The Commerce Department said Friday that new home sales rose in March to a seasonally adjusted annual sales pace of 411,000. It was the strongest month since last July and the biggest monthly increase in 47 years.
Economists surveyed by Thomson Reuters had expected a sales pace of 330,000. February's results were revised upward to 324,000, but remained an all-time low. Sales had been especially weak over the winter, partly due to bad weather in much of the country.
The median sales price was $214,000, up more than 4 percent from a year earlier but down more than 3 percent from February.
The new home sales report reflects signed contracts to purchase homes rather than completed sales and thus gives economists a feel for how many buyers were out shopping for new homes in a given month.

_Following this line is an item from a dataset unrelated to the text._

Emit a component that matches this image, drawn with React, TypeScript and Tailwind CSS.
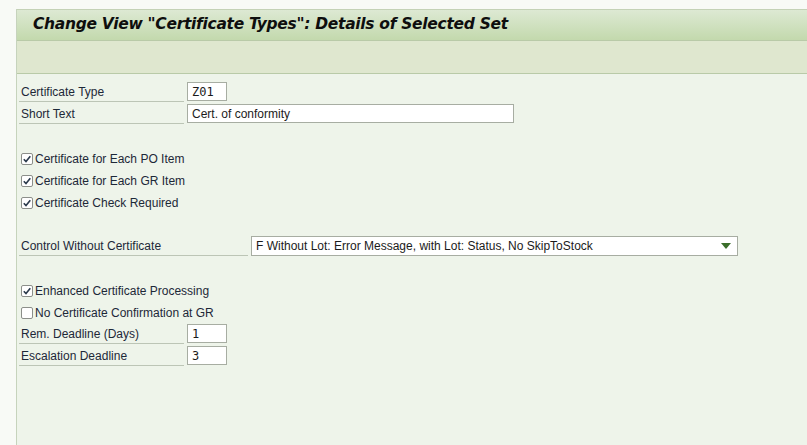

It is likely capturing consumers who are trying to qualify for federal tax credits that will expire at the end of this month. The government is offering an $8,000 credit for first-time buyers and $6,500 for current homeowners who buy and move into another property.
To qualify, buyers must have a signed contract complete by the end of next week and must complete the transaction by the end of June. Nearly 1.8 million households have used the credit at a cost of $12.6 billion, according to the Internal Revenue Service.
The rise in new home sales was seen nationwide. Sales grew a whopping 44 percent in the South and 36 percent in the Northeast. They also rose about 6 percent in the West and 3 percent in the Midwest.
The number of new homes up for sale in March fell 2 percent to 228,000. At the current sales pace, it would take nearly 7 months to exhaust that supply.